WORK REQUIRED - Identify every line in the records below that contains the word "components", and copy each of those lines.

DATA PROVIDED -
● ● ●

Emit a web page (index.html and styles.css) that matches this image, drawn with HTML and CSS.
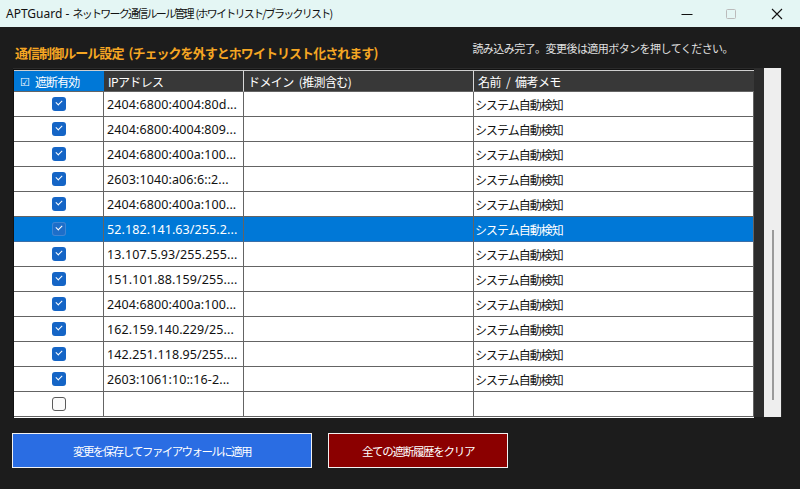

● ● ●

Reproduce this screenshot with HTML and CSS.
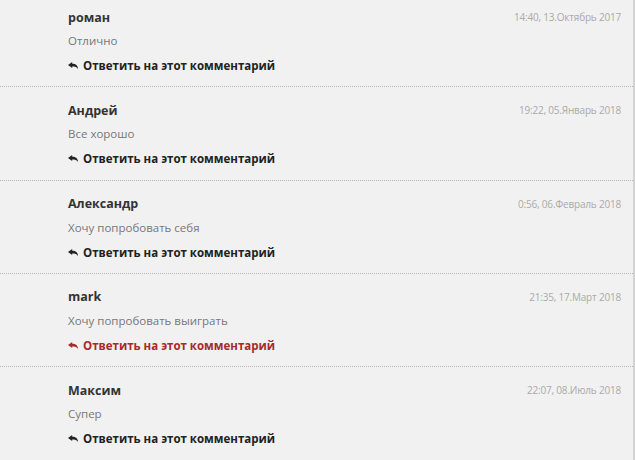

● ● ●

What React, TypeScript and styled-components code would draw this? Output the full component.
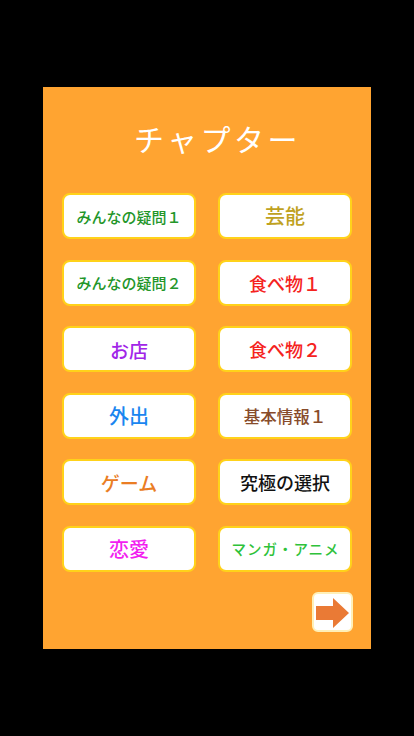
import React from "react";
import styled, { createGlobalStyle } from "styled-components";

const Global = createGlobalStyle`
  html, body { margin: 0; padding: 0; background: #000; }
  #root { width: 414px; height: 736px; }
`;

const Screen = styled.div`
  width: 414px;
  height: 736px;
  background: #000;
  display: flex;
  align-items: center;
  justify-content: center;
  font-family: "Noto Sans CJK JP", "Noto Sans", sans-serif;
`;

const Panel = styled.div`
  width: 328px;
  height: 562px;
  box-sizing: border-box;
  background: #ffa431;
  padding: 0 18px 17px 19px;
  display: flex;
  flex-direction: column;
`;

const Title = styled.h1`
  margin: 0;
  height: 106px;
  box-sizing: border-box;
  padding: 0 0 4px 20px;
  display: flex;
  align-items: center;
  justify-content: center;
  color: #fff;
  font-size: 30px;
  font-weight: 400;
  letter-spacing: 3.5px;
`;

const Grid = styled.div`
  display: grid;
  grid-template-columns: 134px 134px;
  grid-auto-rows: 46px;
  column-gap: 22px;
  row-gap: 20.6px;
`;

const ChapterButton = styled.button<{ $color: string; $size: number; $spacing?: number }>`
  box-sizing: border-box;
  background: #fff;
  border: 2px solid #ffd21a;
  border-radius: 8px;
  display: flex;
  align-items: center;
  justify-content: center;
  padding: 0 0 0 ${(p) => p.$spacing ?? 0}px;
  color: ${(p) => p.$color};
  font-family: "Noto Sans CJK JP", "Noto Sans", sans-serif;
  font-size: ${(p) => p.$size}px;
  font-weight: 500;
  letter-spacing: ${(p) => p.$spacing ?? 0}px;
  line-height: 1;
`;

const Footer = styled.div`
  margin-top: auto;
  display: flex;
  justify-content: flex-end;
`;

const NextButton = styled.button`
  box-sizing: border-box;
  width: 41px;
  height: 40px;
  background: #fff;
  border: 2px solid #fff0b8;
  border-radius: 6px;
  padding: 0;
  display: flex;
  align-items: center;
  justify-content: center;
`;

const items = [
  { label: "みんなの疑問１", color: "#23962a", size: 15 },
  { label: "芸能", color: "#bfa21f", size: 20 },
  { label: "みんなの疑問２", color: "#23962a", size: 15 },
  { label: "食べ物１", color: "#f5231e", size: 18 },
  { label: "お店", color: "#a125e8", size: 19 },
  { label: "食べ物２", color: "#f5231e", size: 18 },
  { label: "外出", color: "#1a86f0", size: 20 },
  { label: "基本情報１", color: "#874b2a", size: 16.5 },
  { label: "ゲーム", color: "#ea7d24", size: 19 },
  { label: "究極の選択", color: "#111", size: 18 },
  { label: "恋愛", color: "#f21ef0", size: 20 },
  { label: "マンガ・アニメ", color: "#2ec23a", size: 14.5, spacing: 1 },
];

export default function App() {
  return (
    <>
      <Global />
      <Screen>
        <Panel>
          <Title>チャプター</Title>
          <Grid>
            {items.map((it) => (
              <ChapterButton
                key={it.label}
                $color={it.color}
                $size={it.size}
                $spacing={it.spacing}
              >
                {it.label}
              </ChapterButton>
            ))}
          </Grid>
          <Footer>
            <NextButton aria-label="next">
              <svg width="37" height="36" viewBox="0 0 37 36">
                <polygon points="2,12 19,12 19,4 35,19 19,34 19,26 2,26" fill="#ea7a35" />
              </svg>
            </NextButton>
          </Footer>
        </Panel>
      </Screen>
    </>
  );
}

● ● ●

ANSWER TO THIS EXERCISE -
What React, TypeScript and styled-components code would draw this? Output the full component.
import styled, { createGlobalStyle } from "styled-components";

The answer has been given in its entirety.